16 October 1999

If you get angry and there is no one to yell at, did you really get angry at all?
A couple days ago, as I’m coming out of work, just wanting to go home, relax a little, then head out to raise a few glasses with my friends, I happen to notice that there is this big orange sticker on my driver’s side window.
Then I see the boot on my front tire.
I park in a parking lot that costs me $2 a day. And I pay, begrudgingly, every day. And I had paid that day. But to pay for parking at the lots in downtown Atlanta, often you just slide money into a numbered slot on a big metal board. You see, it costs $5 or more a days to park in a lot with an attendant.
Anyhow, I know I had put my money in that morning, but in the haze of waking up I may have put it in the wrong slot. So now it becomes their word against mine. And I’m pissed, largely because I know I am screwed big time. I have no way out of this and its going to cost me, AND I WASN’T WRONG TO BEGIN WITH!!!
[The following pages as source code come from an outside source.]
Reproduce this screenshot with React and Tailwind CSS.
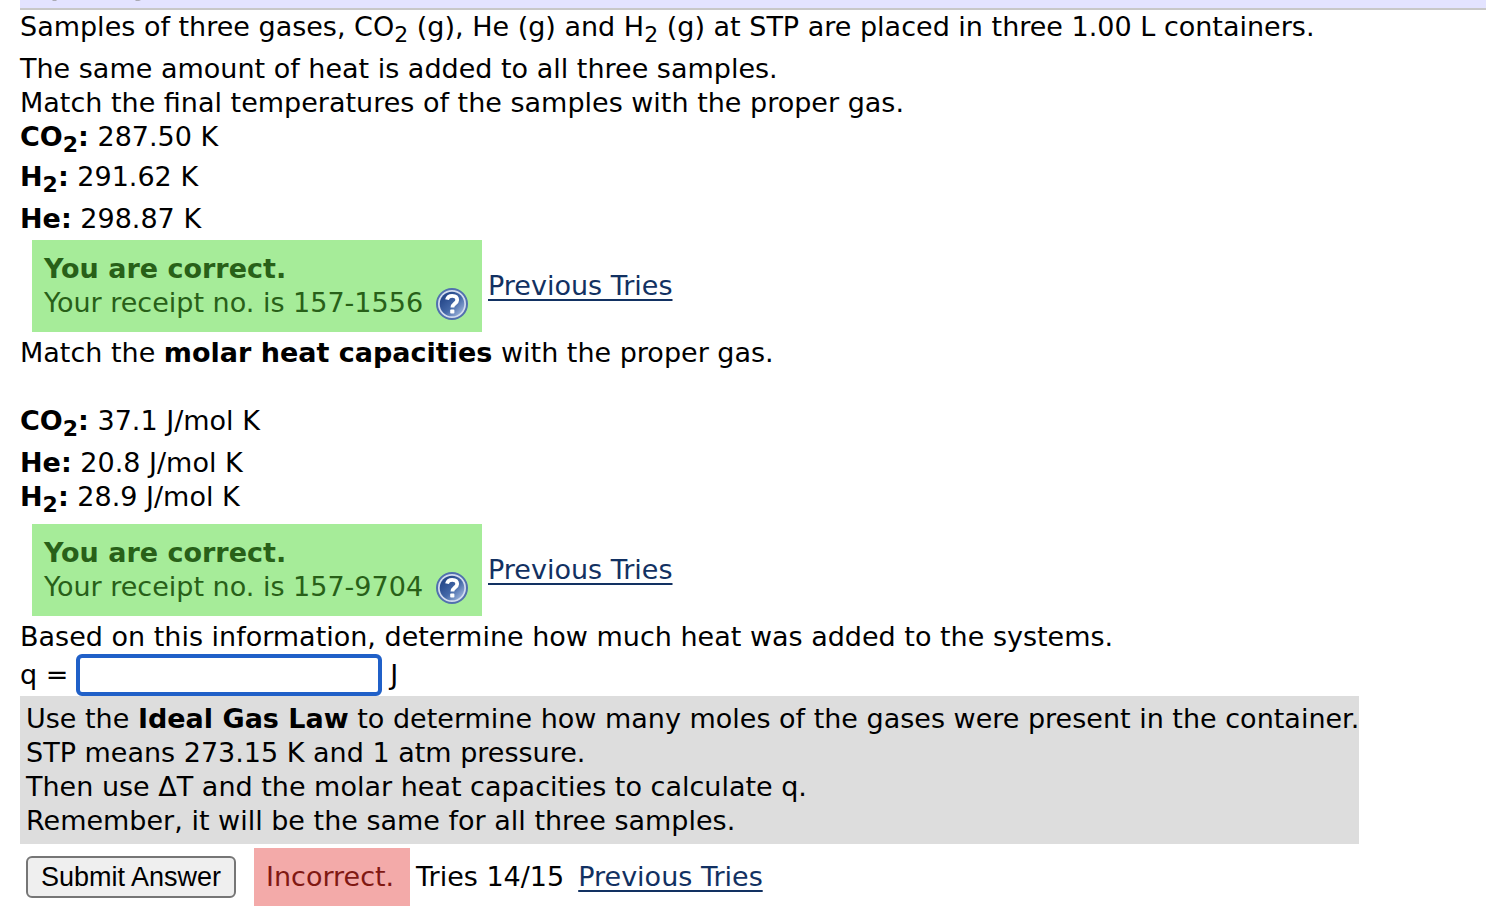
import { useId } from "react";

function Formula({ base, sub }) {
  return (
    <>
      {base}
      {sub && <sub className="relative bottom-0 align-[-6px] text-[22px] leading-none">{sub}</sub>}
    </>
  );
}

function Match({ base, sub, value, className }) {
  return (
    <p className={className}>
      <b>
        <Formula base={base} sub={sub} />:
      </b>{" "}
      {value}
    </p>
  );
}

function HelpIcon() {
  const id = useId();
  return (
    <svg viewBox="0 0 32 32" className="size-8" aria-hidden="true">
      <defs>
        <linearGradient id={id} x1="0" y1="0" x2="1" y2="1">
          <stop offset="0.2" stopColor="#284a8c" />
          <stop offset="0.55" stopColor="#4468a8" />
          <stop offset="0.9" stopColor="#9db4dc" />
        </linearGradient>
      </defs>
      <circle cx="16" cy="16" r="15" fill="#d3dcef" stroke="#5170ae" strokeWidth="2" />
      <circle cx="16" cy="16" r="12.3" fill={`url(#${id})`} />
      <path
        d="M11 11.6C11.6 9 13.400 7.800 16.200 7.800c3.200 0 5 1.600 5 4.100 0 3.500-4.800 3.700-4.800 7.600"
        fill="none"
        stroke="#fff"
        strokeWidth="3.800"
      />
      <rect x="14.200" y="21.600" width="4.200" height="4" rx="0.800" fill="#fff" />
    </svg>
  );
}

function PreviousTries() {
  return (
    <a href="#tries" className="text-[#123162] underline decoration-2 underline-offset-4">
      Previous Tries
    </a>
  );
}

function Correct({ receipt }) {
  return (
    <div className="my-1 ml-3 flex items-center gap-1.5">
      <div className="w-[450px] bg-[#a6ec99] px-3 py-3 pr-3.5 text-[#286018]">
        <p className="font-bold">You are correct.</p>
        <p className="flex justify-between">
          Your receipt no. is {receipt}
          <a href="#help" aria-label="Help" className="mt-0.5">
            <HelpIcon />
          </a>
        </p>
      </div>
      <PreviousTries />
    </div>
  );
}

export default function App() {
  return (
    <main className="min-h-screen bg-white pl-5 font-['DejaVu_Sans',Verdana,sans-serif] text-[27px] leading-[34px] text-black">
      <header className="h-2.5 border-b-2 border-[#c8c8c8] bg-[#e3e3ff]">
        <svg viewBox="0 0 130 8" className="h-2 w-[130px]" aria-hidden="true">
          <path d="M32 0h5l-1 1h-3zM115 0h6l-2 1h-3z" fill="#aaaab4" />
        </svg>
      </header>
      <p className="min-h-[42px]">
        Samples of three gases, <Formula base="CO" sub="2" /> (g), He (g) and <Formula base="H" sub="2" /> (g) at STP
        are placed in three 1.00 L containers.
      </p>
      <p>The same amount of heat is added to all three samples.</p>
      <p>Match the final temperatures of the samples with the proper gas.</p>
      <Match base="CO" sub="2" value="287.50 K" className="min-h-10" />
      <Match base="H" sub="2" value="291.62 K" className="min-h-[42px]" />
      <Match base="He" value="298.87 K" />
      <Correct receipt="157-1556" />
      <p className="mb-[34px]">
        Match the <b>molar heat capacities</b> with the proper gas.
      </p>
      <Match base="CO" sub="2" value="37.1 J/mol K" className="min-h-[42px]" />
      <Match base="He" value="20.8 J/mol K" />
      <Match base="H" sub="2" value="28.9 J/mol K" className="min-h-10" />
      <Correct receipt="157-9704" />
      <p>Based on this information, determine how much heat was added to the systems.</p>
      <form onSubmit={(e) => e.preventDefault()}>
        <div className="flex items-center gap-2">
          <label htmlFor="q">q =</label>
          <input
            id="q"
            type="text"
            className="h-[42px] w-[306px] rounded-md border-4 border-[#2060c8] bg-white px-1 outline-none"
          />
          <span>J</span>
        </div>
        <div className="w-fit bg-[#dddddd] py-1.5 pl-1.5">
          <p>
            Use the <b>Ideal Gas Law</b> to determine how many moles of the gases were present in the container.
          </p>
          <p>STP means 273.15 K and 1 atm pressure.</p>
          <p>Then use ΔT and the molar heat capacities to calculate q.</p>
          <p>Remember, it will be the same for all three samples.</p>
        </div>
        <div className="mt-1 ml-1.5 flex items-center">
          <button
            type="submit"
            className="h-[42px] w-[210px] rounded-md border-2 border-[#767676] bg-[#efefef] font-['Liberation_Sans',Arial,sans-serif] text-[27px]"
          >
            Submit Answer
          </button>
          <span className="mr-1.5 ml-[18px] w-[156px] bg-[#f3aaa9] p-3 text-[#801812]">Incorrect.</span>
          <span className="mr-3.5">Tries 14/15</span>
          <PreviousTries />
        </div>
      </form>
    </main>
  );
}
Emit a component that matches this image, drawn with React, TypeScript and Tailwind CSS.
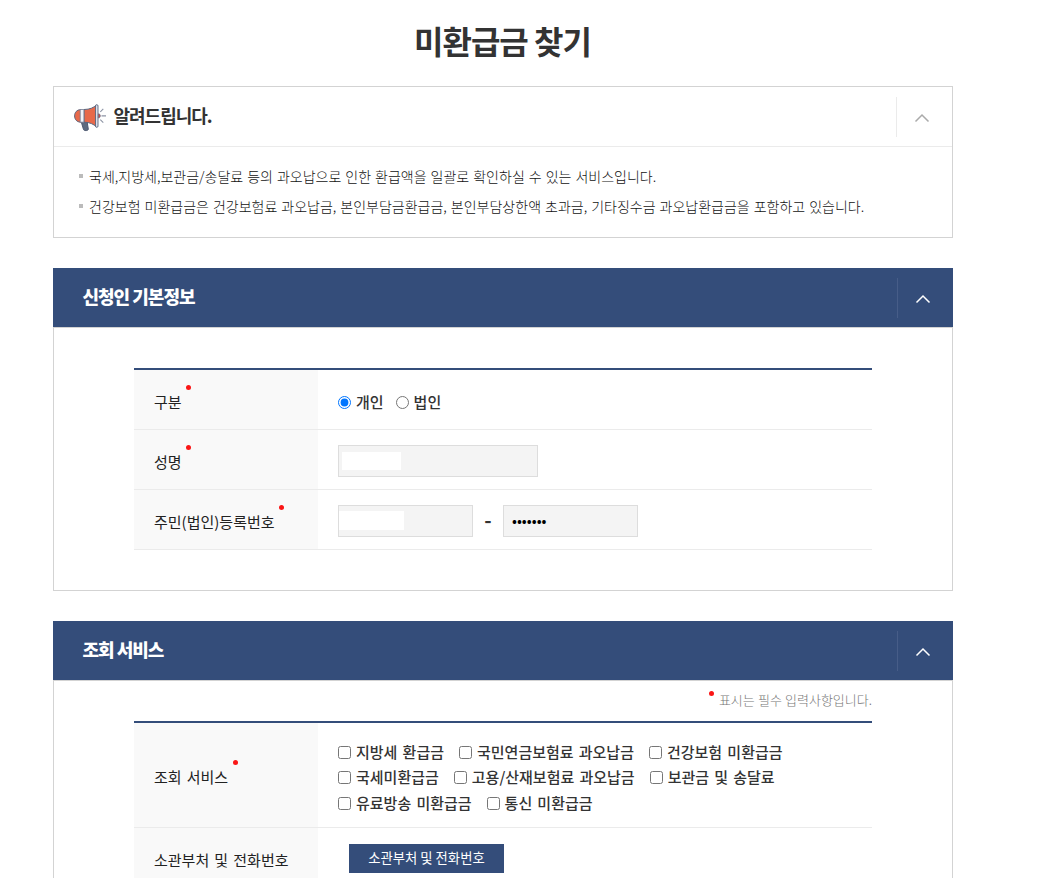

But there is no parking attendant, no one to yell at, so I just start yelling at nothing. The air.. the sky.. God. I’m yelling like a madman and kicking the ground and the boot, and generally making an ass out of myself… if there had been anyone to see me. That’s the meat of this .plan. Just being angry and having no one to even vent to. The rest is me just venting. 🙂
I call the 800 number on the big orange sticker, and talk to a very pleasant woman, who starts asking me questions that I feel shouldn’t need to be asked. In this day and age, when they boot my car, they should get my license plate number and car make, model and color, and call into a central office and have the stuff entered into a large database that includes which lot it was in, the exact address, and anything else they might need. To be honest, in this day and age, the guy who puts on the boot should have a little computer in his van that allows him to do this directly.
But noooOOOOoooo… this woman on the phone, who isn’t even located in Atlanta, asks me where I am. “Well, I’m in the parking lot.” But she wants the address. “It’s on a street in Atlanta.” She wants me to be specific. “Look, I work in a building down the street at (building address) and I park at this lot, I don’t know the address of the lot. Shouldn’t YOU know?” Then she explains she isn’t in Atlanta, doesn’t know the area, and doesn’t even know how long it should approximately take for the guy to show up to remove the boot. Then she asks me for my license plate number, make and model of the car… oh, and the color.
Then she politely says “If you could please stand in the parking lot next to your car, it will make ev
erything easier.” I’m about to give her the whatfor and tell her what would make it easier, but I hold it and just hang up.
An hour later, this little punk in a white van pulls up and opens his window about 2 inches. He asks how I’m going to pay, and I try to tell him my story. Of course, he’s heard it all before, but I’m telling the truth. Either way, turns out he doesn’t care because the company that boots the cars is contracted by the parking lot company, so he can’t do anything anyway. Then he informs me that he will not get out of the car until I have paid.
So I pay. $95. Parking in that rinky-dink lot cost me $97. It’s a scam.